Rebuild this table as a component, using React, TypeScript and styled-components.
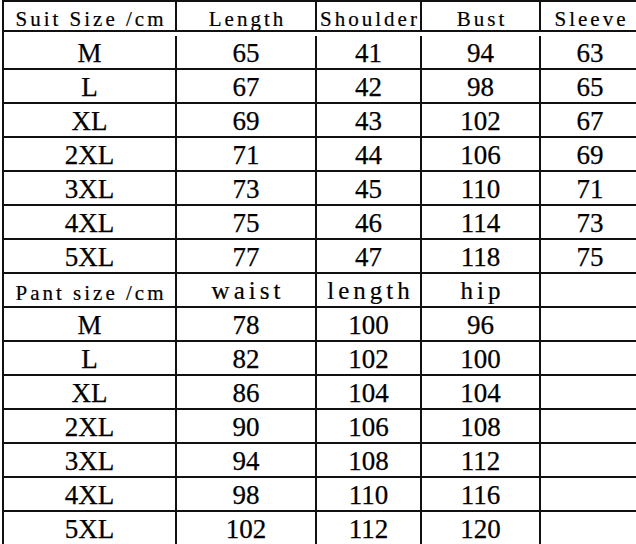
import React from "react";
import styled, { createGlobalStyle } from "styled-components";

// Suit and pant measurements, one array per row
const suitHeader = ["Suit Size /cm", "Length", "Shoulder", "Bust", "Sleeve"];
const suitRows = [
  ["M", "65", "41", "94", "63"],
  ["L", "67", "42", "98", "65"],
  ["XL", "69", "43", "102", "67"],
  ["2XL", "71", "44", "106", "69"],
  ["3XL", "73", "45", "110", "71"],
  ["4XL", "75", "46", "114", "73"],
  ["5XL", "77", "47", "118", "75"],
];

const pantHeader = ["Pant size /cm", "waist", "length", "hip", ""];
const pantRows = [
  ["M", "78", "100", "96", ""],
  ["L", "82", "102", "100", ""],
  ["XL", "86", "104", "104", ""],
  ["2XL", "90", "106", "108", ""],
  ["3XL", "94", "108", "112", ""],
  ["4XL", "98", "110", "116", ""],
  ["5XL", "102", "112", "120", ""],
];

const App: React.FC = () => {
  return (
    <>
      <GlobalStyle />
      <Page>
        <SizeGrid>
          {suitHeader.map((h, i) => (
            <HeaderCell key={"sh" + i} $first>
              {h}
            </HeaderCell>
          ))}
          {suitRows.map((row, r) =>
            row.map((v, i) => <DataCell key={`s${r}-${i}`}>{v}</DataCell>)
          )}
          {pantHeader.map((h, i) => (
            <HeaderCell key={"ph" + i} $large={i > 0}>
              {h}
            </HeaderCell>
          ))}
          {pantRows.map((row, r) =>
            row.map((v, i) => <DataCell key={`p${r}-${i}`}>{v}</DataCell>)
          )}
        </SizeGrid>
      </Page>
    </>
  );
};

const GlobalStyle = createGlobalStyle`
  html, body {
    margin: 0;
    padding: 0;
    background: #ffffff;
  }
`;

const Page = styled.div`
  width: 636px;
  height: 544px;
  overflow: hidden;
  background: #ffffff;
  padding-left: 2px;
  box-sizing: border-box;
`;

const SizeGrid = styled.div`
  display: grid;
  grid-template-columns: 173px 140px 105px 119px 100px;
  grid-auto-rows: 34px;
  width: max-content;
  border-top: 2px solid #111;
  border-left: 2px solid #111;
  color: #000;
`;

const Cell = styled.div`
  box-sizing: border-box;
  border-right: 2px solid #111;
  border-bottom: 2px solid #111;
  display: flex;
  align-items: center;
  justify-content: center;
  white-space: nowrap;
`;

// headers are set in a spaced-out serif, like the half-width SimSun of the source
const HeaderCell = styled(Cell)<{ $first?: boolean; $large?: boolean }>`
  height: ${(p) => (p.$first ? "30px" : "34px")};
  font-family: "Liberation Serif", "Times New Roman", serif;
  font-size: ${(p) => (p.$large ? "25px" : "21px")};
  letter-spacing: ${(p) => (p.$large ? "4px" : "3px")};
  padding-left: ${(p) => (p.$large ? "4px" : "3px")};
  padding-top: ${(p) => (p.$large ? "1px" : "6px")};
  -webkit-text-stroke: 0.2px #000;
`;

const DataCell = styled(Cell)`
  height: 34px;
  font-family: "Liberation Serif", "Times New Roman", serif;
  font-size: 27px;
  padding-top: 3px;
  -webkit-text-stroke: 0.25px #000;
`;

export default App;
· · · ·
## STATED TASK
Copy every line of the data that holds the string "React".

## SOLUTION FOR THIS EXERCISE
Rebuild this table as a component, using React, TypeScript and styled-components.
import React from "react";
const App: React.FC = () => {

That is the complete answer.